DIRECTIVE: Begin with the first line of the material and copy each line word for word through the line that contains "const TOTAL_STEPS = 5;"; the pictures are left out.

DATA:
+ + + +

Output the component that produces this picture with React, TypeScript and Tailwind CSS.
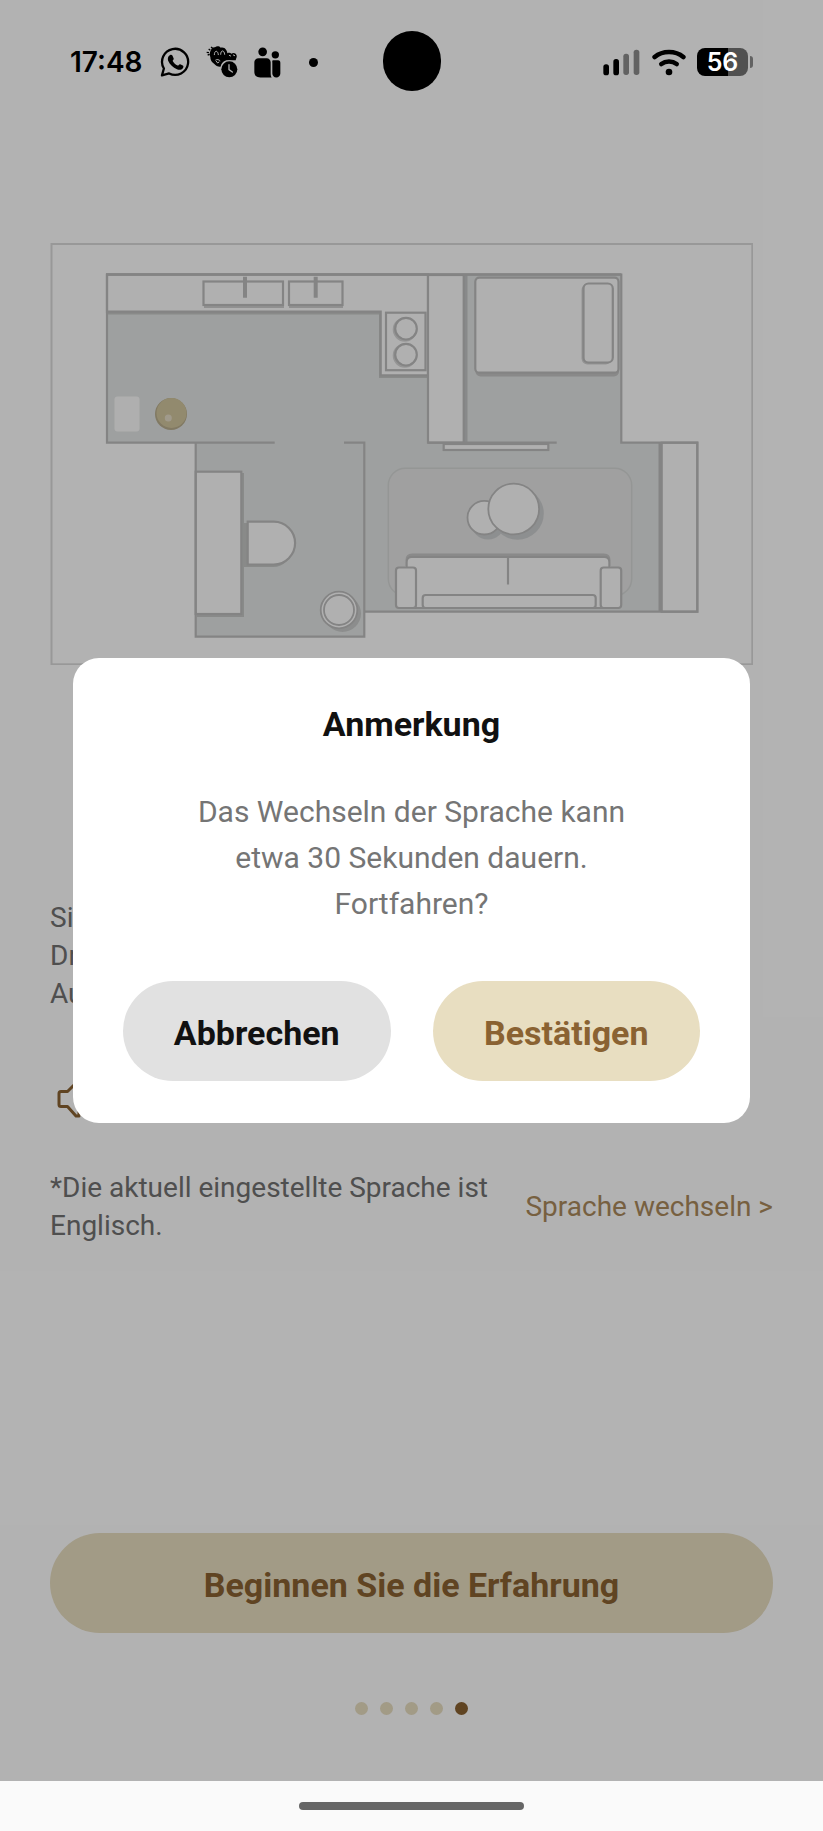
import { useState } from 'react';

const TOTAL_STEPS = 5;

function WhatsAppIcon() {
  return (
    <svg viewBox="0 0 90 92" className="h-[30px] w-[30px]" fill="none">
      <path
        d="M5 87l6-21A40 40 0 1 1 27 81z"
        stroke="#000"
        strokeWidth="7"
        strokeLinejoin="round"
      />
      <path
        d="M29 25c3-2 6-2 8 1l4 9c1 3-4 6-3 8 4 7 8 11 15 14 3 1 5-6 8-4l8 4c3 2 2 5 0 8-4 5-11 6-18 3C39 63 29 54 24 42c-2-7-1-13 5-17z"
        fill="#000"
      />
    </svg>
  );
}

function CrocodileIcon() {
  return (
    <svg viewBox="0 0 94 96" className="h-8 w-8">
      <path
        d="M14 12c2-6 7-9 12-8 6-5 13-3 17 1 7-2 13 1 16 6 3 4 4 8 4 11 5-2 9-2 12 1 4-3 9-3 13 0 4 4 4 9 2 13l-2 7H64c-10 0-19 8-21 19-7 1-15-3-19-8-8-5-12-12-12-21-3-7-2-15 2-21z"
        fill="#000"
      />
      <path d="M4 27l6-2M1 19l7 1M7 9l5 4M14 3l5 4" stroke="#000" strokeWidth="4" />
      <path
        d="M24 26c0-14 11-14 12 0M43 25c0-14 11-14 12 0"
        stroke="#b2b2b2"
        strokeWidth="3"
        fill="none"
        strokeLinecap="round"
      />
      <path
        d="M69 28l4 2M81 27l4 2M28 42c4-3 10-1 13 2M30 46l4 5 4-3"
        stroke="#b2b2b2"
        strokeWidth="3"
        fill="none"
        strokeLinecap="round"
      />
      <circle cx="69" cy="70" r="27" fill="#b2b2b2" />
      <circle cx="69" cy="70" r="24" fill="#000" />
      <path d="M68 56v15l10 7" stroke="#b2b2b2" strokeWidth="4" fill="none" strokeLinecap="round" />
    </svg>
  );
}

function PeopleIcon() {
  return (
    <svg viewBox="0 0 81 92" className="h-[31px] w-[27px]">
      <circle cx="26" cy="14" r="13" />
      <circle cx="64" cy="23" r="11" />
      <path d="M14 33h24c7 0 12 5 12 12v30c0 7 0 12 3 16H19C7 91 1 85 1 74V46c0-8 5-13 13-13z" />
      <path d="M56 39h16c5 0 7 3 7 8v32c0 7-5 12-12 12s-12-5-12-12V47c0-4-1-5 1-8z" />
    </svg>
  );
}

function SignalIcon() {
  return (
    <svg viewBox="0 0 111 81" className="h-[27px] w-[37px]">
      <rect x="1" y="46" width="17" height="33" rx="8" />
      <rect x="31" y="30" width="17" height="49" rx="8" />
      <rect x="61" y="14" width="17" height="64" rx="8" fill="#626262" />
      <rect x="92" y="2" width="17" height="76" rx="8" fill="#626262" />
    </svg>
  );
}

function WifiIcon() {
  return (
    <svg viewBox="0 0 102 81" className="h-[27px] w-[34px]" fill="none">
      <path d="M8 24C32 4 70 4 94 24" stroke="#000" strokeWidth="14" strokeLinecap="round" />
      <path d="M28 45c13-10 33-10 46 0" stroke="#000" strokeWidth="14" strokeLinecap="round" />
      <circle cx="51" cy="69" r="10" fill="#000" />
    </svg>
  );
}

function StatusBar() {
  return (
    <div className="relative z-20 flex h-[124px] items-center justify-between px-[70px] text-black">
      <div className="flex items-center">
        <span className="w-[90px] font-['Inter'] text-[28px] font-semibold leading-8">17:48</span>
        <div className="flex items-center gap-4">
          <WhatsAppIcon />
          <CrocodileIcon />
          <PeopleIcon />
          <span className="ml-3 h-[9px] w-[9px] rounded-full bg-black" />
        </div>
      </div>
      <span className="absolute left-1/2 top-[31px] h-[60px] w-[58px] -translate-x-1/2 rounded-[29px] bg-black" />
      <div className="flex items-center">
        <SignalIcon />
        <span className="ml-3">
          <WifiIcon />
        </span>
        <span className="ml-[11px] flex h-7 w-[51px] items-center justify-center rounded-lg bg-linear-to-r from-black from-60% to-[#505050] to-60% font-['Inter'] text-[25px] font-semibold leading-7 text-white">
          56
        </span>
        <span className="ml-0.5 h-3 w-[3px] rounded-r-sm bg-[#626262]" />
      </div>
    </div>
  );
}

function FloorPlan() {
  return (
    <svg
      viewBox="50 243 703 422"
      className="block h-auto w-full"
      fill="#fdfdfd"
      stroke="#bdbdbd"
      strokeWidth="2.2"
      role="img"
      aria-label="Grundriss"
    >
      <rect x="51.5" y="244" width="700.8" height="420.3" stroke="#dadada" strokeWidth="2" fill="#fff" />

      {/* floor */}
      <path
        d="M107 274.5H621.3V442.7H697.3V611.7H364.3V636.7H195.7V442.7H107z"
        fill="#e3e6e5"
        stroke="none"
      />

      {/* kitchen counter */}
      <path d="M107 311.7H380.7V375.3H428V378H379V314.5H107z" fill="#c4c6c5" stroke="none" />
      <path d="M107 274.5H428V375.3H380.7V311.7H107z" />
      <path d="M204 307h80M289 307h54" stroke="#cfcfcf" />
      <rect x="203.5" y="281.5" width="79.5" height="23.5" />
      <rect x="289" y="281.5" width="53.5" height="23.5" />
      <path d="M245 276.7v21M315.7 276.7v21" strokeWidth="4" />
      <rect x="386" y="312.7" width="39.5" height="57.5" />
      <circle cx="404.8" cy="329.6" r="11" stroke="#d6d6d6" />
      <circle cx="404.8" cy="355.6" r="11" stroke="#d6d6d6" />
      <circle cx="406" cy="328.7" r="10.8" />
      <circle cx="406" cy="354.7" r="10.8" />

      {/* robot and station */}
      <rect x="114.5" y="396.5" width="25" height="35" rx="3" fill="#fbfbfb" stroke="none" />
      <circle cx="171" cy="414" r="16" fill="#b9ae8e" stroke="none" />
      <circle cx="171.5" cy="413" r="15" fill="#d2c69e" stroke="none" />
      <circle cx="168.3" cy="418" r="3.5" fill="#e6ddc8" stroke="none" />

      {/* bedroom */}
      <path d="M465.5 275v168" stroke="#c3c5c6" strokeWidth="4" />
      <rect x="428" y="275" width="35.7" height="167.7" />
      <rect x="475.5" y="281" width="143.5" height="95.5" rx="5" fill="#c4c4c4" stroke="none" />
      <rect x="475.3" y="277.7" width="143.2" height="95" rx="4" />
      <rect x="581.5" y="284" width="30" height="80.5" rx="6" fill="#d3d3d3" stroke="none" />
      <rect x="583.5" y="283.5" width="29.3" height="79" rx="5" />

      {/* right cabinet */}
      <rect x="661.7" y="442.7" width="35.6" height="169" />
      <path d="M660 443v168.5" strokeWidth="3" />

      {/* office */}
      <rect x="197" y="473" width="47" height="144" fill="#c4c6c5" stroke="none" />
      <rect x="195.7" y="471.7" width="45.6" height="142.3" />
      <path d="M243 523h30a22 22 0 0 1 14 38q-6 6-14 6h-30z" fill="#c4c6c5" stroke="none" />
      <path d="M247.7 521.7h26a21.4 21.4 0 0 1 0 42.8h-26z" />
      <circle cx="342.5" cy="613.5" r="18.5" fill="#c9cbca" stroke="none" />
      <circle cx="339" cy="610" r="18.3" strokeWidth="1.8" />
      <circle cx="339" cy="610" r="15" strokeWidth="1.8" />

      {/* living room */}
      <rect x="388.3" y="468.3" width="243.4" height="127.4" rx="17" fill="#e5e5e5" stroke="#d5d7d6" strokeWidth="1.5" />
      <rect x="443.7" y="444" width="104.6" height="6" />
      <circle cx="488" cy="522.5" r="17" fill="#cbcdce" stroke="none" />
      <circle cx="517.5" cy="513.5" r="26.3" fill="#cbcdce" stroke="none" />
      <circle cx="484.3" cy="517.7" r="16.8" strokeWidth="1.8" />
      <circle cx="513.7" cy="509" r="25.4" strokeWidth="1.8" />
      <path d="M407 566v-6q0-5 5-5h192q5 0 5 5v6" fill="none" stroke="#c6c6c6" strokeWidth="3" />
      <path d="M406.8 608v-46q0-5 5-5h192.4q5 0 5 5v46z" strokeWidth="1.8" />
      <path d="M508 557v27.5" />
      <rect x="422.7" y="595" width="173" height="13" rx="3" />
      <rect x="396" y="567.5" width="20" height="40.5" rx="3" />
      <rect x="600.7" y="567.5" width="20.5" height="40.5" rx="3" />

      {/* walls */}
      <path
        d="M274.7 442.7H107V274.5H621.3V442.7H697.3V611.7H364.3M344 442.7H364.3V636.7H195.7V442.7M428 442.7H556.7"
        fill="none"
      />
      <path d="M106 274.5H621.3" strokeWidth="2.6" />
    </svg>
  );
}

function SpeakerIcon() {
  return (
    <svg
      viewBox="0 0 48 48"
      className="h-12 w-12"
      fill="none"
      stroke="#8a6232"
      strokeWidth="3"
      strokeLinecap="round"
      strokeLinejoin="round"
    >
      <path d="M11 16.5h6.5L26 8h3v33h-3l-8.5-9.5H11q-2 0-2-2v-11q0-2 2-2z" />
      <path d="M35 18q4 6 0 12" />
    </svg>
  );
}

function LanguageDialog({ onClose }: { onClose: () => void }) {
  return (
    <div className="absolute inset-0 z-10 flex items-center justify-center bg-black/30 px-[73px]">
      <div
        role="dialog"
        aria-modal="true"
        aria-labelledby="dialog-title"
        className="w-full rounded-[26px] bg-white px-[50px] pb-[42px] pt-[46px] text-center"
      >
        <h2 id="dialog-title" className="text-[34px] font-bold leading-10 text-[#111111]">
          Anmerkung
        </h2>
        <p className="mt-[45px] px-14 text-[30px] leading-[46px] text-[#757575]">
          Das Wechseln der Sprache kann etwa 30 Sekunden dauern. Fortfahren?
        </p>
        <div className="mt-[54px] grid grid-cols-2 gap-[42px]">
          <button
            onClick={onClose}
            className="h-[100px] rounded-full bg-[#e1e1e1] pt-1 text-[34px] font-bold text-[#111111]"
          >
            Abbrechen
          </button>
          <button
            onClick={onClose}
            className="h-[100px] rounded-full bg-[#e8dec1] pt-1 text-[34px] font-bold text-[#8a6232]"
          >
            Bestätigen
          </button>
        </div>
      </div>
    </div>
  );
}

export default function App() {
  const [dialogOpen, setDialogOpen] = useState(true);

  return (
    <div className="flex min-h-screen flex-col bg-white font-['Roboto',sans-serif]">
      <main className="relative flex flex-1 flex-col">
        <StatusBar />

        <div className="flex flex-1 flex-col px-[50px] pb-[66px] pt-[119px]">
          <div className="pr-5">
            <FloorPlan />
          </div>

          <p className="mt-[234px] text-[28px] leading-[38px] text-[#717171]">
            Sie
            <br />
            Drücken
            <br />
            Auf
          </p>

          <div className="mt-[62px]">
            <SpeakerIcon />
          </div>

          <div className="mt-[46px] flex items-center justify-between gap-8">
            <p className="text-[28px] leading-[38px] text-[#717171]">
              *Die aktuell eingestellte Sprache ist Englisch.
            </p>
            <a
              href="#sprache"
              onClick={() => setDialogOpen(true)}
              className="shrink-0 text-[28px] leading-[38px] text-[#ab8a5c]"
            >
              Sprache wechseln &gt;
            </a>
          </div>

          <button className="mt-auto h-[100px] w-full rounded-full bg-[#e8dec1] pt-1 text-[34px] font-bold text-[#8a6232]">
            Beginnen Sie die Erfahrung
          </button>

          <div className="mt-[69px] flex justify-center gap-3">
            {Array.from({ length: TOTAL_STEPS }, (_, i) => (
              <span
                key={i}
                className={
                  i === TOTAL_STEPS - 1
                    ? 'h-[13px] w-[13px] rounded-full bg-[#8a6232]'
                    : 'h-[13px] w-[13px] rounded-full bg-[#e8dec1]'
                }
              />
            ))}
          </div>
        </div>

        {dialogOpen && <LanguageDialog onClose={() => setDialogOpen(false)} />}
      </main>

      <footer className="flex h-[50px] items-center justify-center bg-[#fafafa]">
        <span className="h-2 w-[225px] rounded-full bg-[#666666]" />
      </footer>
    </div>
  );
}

+ + + +

CORRECT RESULT:
Output the component that produces this picture with React, TypeScript and Tailwind CSS.
import { useState } from 'react';

const TOTAL_STEPS = 5;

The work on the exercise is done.